In an article at Big Hollywood, a columnist brings attention to the casting of a British citizen in the role of Superman in an upcoming film.

I think it's more than a little ridiculous that, in a nation of three hundred-plus million people, we cannot find anyone worthy of donning the red cape, so we must look to the British Isles.

That said, this comment below the column jumped out at me:

One of the things I love best about America is we don't care who you are or where you came from. What can you do?

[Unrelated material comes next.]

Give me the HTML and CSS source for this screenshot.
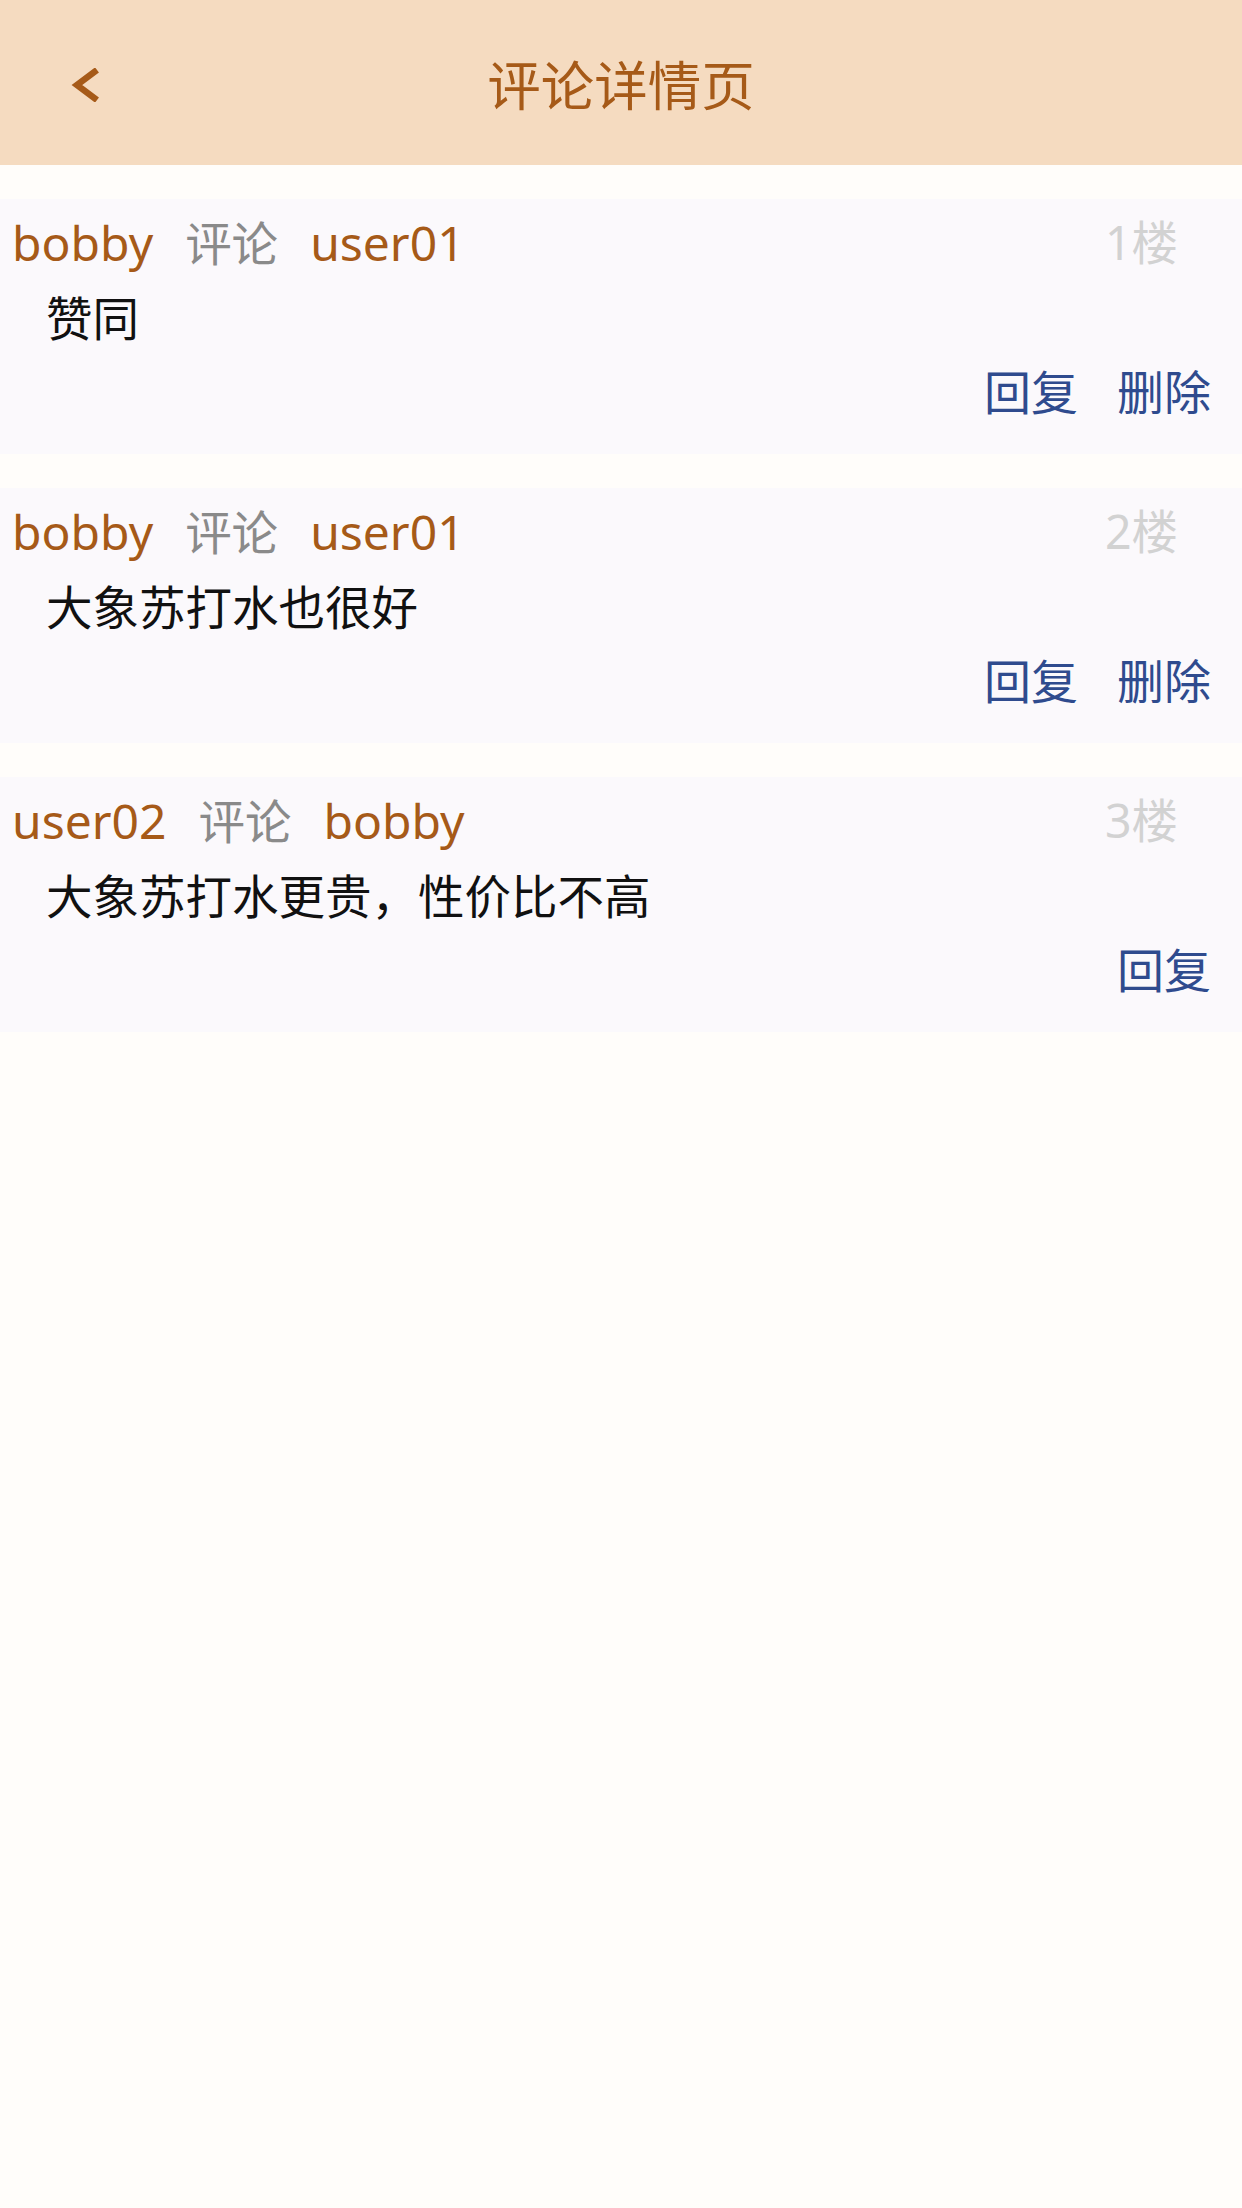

This is a perfect example of succumbing to indoctrination. The commenter loves our political elite's current policies of diversity and non-discrimination. Muslim terrorists murdered three thousand people on September 11, 2001, because the multiculturalists "don't care who you are or where you came from." Nidal Hassan gunned down over a dozen people in cold blood at Fort Hood because no one cared who he was or whence he came. Mosques have sprung up all over our country -- including in unheard of places like Memphis, Tennessee -- preaching hatred, violence, and non-assimilation, because no one cares who they are or where they originated. Illegal aliens storm our borders, commit disproportionate crime, take jobs away from citizens, and receive taxpayer-funded educations in their own languages in public schools, because no one gives a hoot in Hell who they are or where they came from. No one cares for loyalty or societal cohesion.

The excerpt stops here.